For more information on determining fair market value, see Bulletin PTT 001, Property Transfer Tax (PDF, 441KB).

Transfer to two or more people

If a recreational residence is transferred to two or more people who are not all related individuals of the transferor, the exemption applies only to the interest acquired by the people who are related individuals of the transferor. For example, your mother transfers her recreational residence jointly to you and your fiancé.  Your fiancé and you have been dating for approximately one year to this point. The exemption applies only to the 50% interest acquired by you because your finance is not considered to be a related individual to your mother.

Transfers of partial interests (net interest passing)

If registered title to a property is held in joint tenancy, and one of the owners transfers their interest to a related individual, the ministry determines eligibility for the exemption based only on the partial interest being transferred (the net interest passing).

For example, A and B own a property as joint tenants and wish to transfer B's interest to C so that A and C will own the property as joint tenants.

A and B (joint tenants) → to →  A and C (joint tenants)

A’s interest in the property does not change as a result of the transfer. Therefore, the ministry determines whether C is exempt from paying PTT based on the transfer of the net interest (50%) in the property passing from B to C. This means that C may qualify for an exemption if B and C are related individuals.

Exemptions

The criteria for an exemption from PTT depend on the circumstances of the transfer.

Transfers not involving a trustee

When a related individual transfers a recreational residence or an interest in a recreational residence to you, you do not pay PTT if you meet the following criteria:

  • You are a Canadian citizen or a permanent resident as defined in the Immigration and Refugee Protection Act (Canada)
  • A trustee is not involved in the transfer

To claim this exemption, select or enter code 06 on the property transfer tax return.

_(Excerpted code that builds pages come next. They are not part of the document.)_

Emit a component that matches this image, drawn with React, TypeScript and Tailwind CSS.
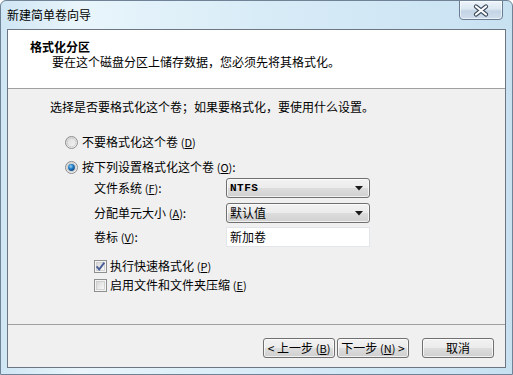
import React from "react";

const F = { fontFamily: '"Noto Sans CJK SC", "Noto Sans", sans-serif' };

function U({ c }: { c: string }) {
  return (
    <span className="text-[11px]">
      (<span className="underline underline-offset-1">{c}</span>)
    </span>
  );
}

function Radio({ checked }: { checked?: boolean }) {
  return (
    <svg width="13" height="13" viewBox="0 0 13 13" className="shrink-0">
      <defs>
        <linearGradient id="rb" x1="0" y1="0" x2="1" y2="1">
          <stop offset="0" stopColor="#d8d8d8" />
          <stop offset="1" stopColor="#f8f8f8" />
        </linearGradient>
        <radialGradient id="rd" cx="0.4" cy="0.35" r="0.7">
          <stop offset="0" stopColor="#9ad4f8" />
          <stop offset="0.5" stopColor="#1f7ac4" />
          <stop offset="1" stopColor="#0b3f7a" />
        </radialGradient>
      </defs>
      <circle cx="6.5" cy="6.5" r="6" fill="url(#rb)" stroke="#8d8d8d" strokeWidth="1" />
      <circle cx="6.5" cy="6.5" r="4.3" fill="none" stroke="#c8c8c8" strokeWidth="0.8" />
      {checked && <circle cx="6.5" cy="6.5" r="3.4" fill="url(#rd)" />}
    </svg>
  );
}

function Check({ checked }: { checked?: boolean }) {
  return (
    <svg width="13" height="13" viewBox="0 0 13 13" className="shrink-0">
      <defs>
        <linearGradient id="cb" x1="0" y1="0" x2="1" y2="1">
          <stop offset="0" stopColor="#d6d6d6" />
          <stop offset="1" stopColor="#fbfbfb" />
        </linearGradient>
      </defs>
      <rect x="0.5" y="0.5" width="12" height="12" fill="#f4f4f4" stroke="#8e8f8f" />
      <rect x="2.5" y="2.5" width="8" height="8" fill="url(#cb)" stroke="#c9c9c9" strokeWidth="0.8" />
      {checked && (
        <path d="M2.6 6.4 L5.2 9.4 L10.3 2.6" fill="none" stroke="#4a5f97" strokeWidth="1.9" />
      )}
    </svg>
  );
}

function Combo({ children }: { children: React.ReactNode }) {
  return (
    <div className="w-[144px] h-[20px] rounded-[3px] border border-[#707070] bg-[linear-gradient(#f3f3f3_0%,#ebebeb_50%,#dddddd_51%,#d0d0d0_100%)] flex items-center justify-between pl-[3px] pr-[6px] shadow-[inset_0_0_0_1px_rgba(255,255,255,0.7)]">
      <div className="flex items-center">{children}</div>
      <svg width="8" height="5" viewBox="0 0 8 5">
        <path d="M0 0 H8 L4 4.5 Z" fill="#1a1a1a" />
      </svg>
    </div>
  );
}

function Btn({ children }: { children: React.ReactNode }) {
  return (
    <div className="w-[72px] h-[20px] rounded-[3px] border border-[#707070] bg-[linear-gradient(#f2f2f2_0%,#ebebeb_50%,#dddddd_51%,#cfcfcf_100%)] flex items-center justify-center text-[12px] leading-[16px] text-black shadow-[inset_0_0_0_1px_rgba(255,255,255,0.7)]">
      <span className="whitespace-pre">{children}</span>
    </div>
  );
}

export default function App() {
  return (
    <div
      style={F}
      className="w-[513px] h-[375px] overflow-hidden flex flex-col rounded-t-[6px] border border-[#6f8296] bg-[linear-gradient(90deg,#cfe6f4_0%,#e9f5fb_15%,#d8ecf7_50%,#cfe6f4_80%,#c8e1f1_100%)] text-black"
    >
      <div className="h-[28px] flex items-start justify-between shrink-0">
        <div className="pl-[6px] pt-[6px] text-[12px] leading-[16px] text-black">新建简单卷向导</div>
        <div className="mr-[9px] -mt-px w-[44px] h-[20px] rounded-b-[4px] border border-[#6b7d92] bg-[linear-gradient(#eef5fb_0%,#dbe7f2_45%,#c3d4e5_55%,#cfdeec_100%)] shadow-[inset_0_0_0_1px_rgba(255,255,255,0.6)] flex items-center justify-center">
          <svg width="16" height="13" viewBox="0 0 16 13">
            <path d="M3 2.5 L13 10.5 M13 2.5 L3 10.5" stroke="#3b4a5c" strokeWidth="4.2" strokeLinecap="round" />
            <path d="M3 2.5 L13 10.5 M13 2.5 L3 10.5" stroke="#ffffff" strokeWidth="2.2" strokeLinecap="round" />
          </svg>
        </div>
      </div>

      <div className="flex-1 mx-[6px] mb-[6px] border border-[#6c7682] bg-[#f0f0f0] flex flex-col">
        <div className="h-[59px] shrink-0 bg-white border-b border-[#a0a0a0] pt-[9px] pl-[22px] text-[12px] leading-[15px]">
          <div className="font-bold">格式化分区</div>
          <div className="pl-[22px]">要在这个磁盘分区上储存数据，您必须先将其格式化。</div>
        </div>

        <div className="flex-1 flex flex-col pl-[42px] text-[12px] leading-[16px]">
          <div className="mt-[10px]">选择是否要格式化这个卷；如果要格式化，要使用什么设置。</div>

          <div className="mt-[19px] ml-[15px] flex items-center gap-[4px]">
            <Radio />
            <span>
              不要格式化这个卷 <U c="D" />
            </span>
          </div>
          <div className="mt-[9px] ml-[15px] flex items-center gap-[4px]">
            <Radio checked />
            <span>
              按下列设置格式化这个卷 <U c="O" />:
            </span>
          </div>

          <div className="ml-[44px] mt-[3px] grid grid-cols-[132px_144px] gap-y-[5px] items-center">
            <span>
              文件系统 <U c="F" />:
            </span>
            <Combo>
              <span className="font-bold text-[11px] tracking-[0.5px]" style={{ fontFamily: '"Liberation Mono", monospace' }}>
                NTFS
              </span>
            </Combo>
            <span>
              分配单元大小 <U c="A" />:
            </span>
            <Combo>
              <span>默认值</span>
            </Combo>
            <span className="-mt-px">
              卷标 <U c="V" />:
            </span>
            <div className="-mt-px w-[144px] h-[20px] bg-white border border-[#e2e5ea] flex items-center pl-[3px]">新加卷</div>
          </div>

          <div className="mt-[11px] ml-[44px] flex items-center gap-[3px]">
            <Check checked />
            <span>
              执行快速格式化 <U c="P" />
            </span>
          </div>
          <div className="mt-[3px] ml-[44px] flex items-center gap-[3px]">
            <Check />
            <span>
              启用文件和文件夹压缩 <U c="E" />
            </span>
          </div>
        </div>

        <div className="h-[43px] shrink-0 border-t border-[#a0a0a0] flex justify-end items-start pt-[13px] pr-[11px]">
          <div className="flex gap-[2px]">
            <Btn>
              {"< 上一步 "}<U c="B" />
            </Btn>
            <Btn>
              {"下一步 "}<U c="N" />{" >"}
            </Btn>
          </div>
          <div className="ml-[13px]">
            <Btn>取消</Btn>
          </div>
        </div>
      </div>
    </div>
  );
}
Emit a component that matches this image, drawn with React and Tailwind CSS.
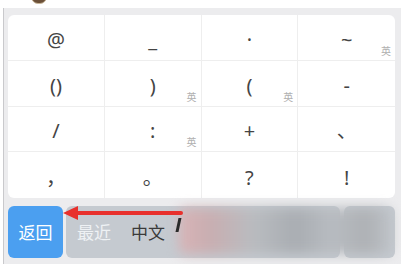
import React from 'react';

const keys = [
  { s: '@' }, { s: '_' }, { s: '·' }, { s: '~', en: true },
  { s: '()' }, { s: ')', en: true }, { s: '(', en: true }, { s: '-' },
  { s: '/' }, { s: ':', en: true }, { s: '+' }, { s: '、' },
  { s: '，' }, { s: '。' }, { s: '?' }, { s: '!' },
];

const font = { fontFamily: '"Noto Sans", "Noto Sans CJK SC", sans-serif' };

export default function App() {
  return (
    <div className="relative w-[401px] h-[264px] overflow-hidden bg-white" style={font}>
      {/* top strip with avatar edge */}
      <div className="relative h-2 bg-white">
        <div className="absolute left-[31px] -top-[10px] w-[16px] h-[14px] rounded-full bg-[#6b5038] border border-[#c9b79a]" />
      </div>

      <div className="h-[256px] ml-[3px] border-l border-[#c9c9cc] bg-[#ececee] pl-[4px] pr-[6px] pt-[7px]">
        {/* symbol card */}
        <div className="grid grid-cols-4 grid-rows-4 h-[183px] rounded-[6px] bg-white overflow-hidden">
          {keys.map((k, i) => (
            <div
              key={i}
              className={`relative flex items-center justify-center pt-[5px] text-[20px] text-[#444444] ${i % 4 !== 3 ? 'border-r' : ''} ${i < 12 ? 'border-b' : ''} border-[#eeeeee]`}
            >
              <span className="leading-none">{k.s}</span>
              {k.en && (
                <span className="absolute right-[4px] bottom-[4px] text-[10px] leading-none text-[#b0b0b0]">英</span>
              )}
            </div>
          ))}
        </div>

        {/* bottom row */}
        <div className="flex gap-[3px] mt-[8px] h-[52px]">
          <div className="w-[55px] rounded-[6px] bg-[#4b9ff0] flex items-center justify-center pt-[2px] text-white text-[17px]">
            返回
          </div>
          <div className="relative flex-1 flex gap-[4px]">
            <div className="flex-1 rounded-[6px] bg-[#c5cad0] flex items-center pl-[11px] pt-[2px] text-[17px]">
              <span className="text-[#eef1f4]">最近</span>
              <span className="ml-[20px] text-[#3a3a3a]">中文</span>
            </div>
            <div className="w-[51px] rounded-[6px] bg-[#c5cad0]" />
            {/* blurred region */}
            <div className="absolute left-[113px] top-[2px] right-[4px] bottom-[4px] rounded-[6px] blur-[6px] bg-[linear-gradient(90deg,#d8b3b6_0%,#c8aeb1_15%,#b9bcc0_35%,#a9adb2_55%,#b8bcc1_72%,#aeb1b5_88%,#bdc1c6_100%)]" />
            <div className="absolute left-[111px] top-[12px] w-[3px] h-[14px] bg-[#2a2a2a] -skew-x-12" />
          </div>
        </div>
      </div>

      {/* red arrow annotation */}
      <svg className="absolute left-[60px] top-[204px]" width="125" height="18" viewBox="0 0 125 18">
        <line x1="14" y1="9" x2="121" y2="9" stroke="#e8302c" strokeWidth="4" strokeLinecap="round" />
        <polygon points="3,9 18,2 18,16" fill="#e8302c" />
      </svg>
    </div>
  );
}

Transfers through estate or trusts under wills

When you receive a recreational residence or an interest in a recreational residence through the estate of a deceased, or a trust set up under the will of a deceased, you do not pay PTT if you meet the following criteria:

  • You are a Canadian citizen or a permanent resident as defined in the Immigration and Refugee Protection Act (Canada)
  • The transferor is registered at the land title office as a trustee of the property being transferred
  • The transferor is a trustee of the deceased’s estate or a trust set up under the deceased’s will
  • You are a beneficiary of the estate or trust
  • You and the deceased were related individuals at the time of their death

Only one recreational residence may be transferred from a deceased’s estate or a trust set up under the deceased’s will exempt from tax.

To claim this exemption, select or enter code 06 on the property transfer tax return.

Transfers through trusts settled during the lifetime of the settlor

The settlor is the person who gave the property that is being transferred to the trust estate, or gave assets to the trust estate to acquire property. The settlor does not have to be the creator of the trust.

When you receive a recreational residence or an interest in a recreational residence through a trust during the lifetime of the settlor, you do not pay PTT if you meet the following criteria:

  • You are a Canadian citizen or a permanent resident as defined in the Immigration and Refugee Protection Act (Canada)
  • The transferor is registered at the land title office as a trustee of the property being transferred
  • You are a beneficiary of the trust
  • You and the settlor of the trust are related individuals

Only one recreational residence may be transferred from a trust exempt from tax.

To claim this exemption, select or enter code 06 on the property transfer tax return.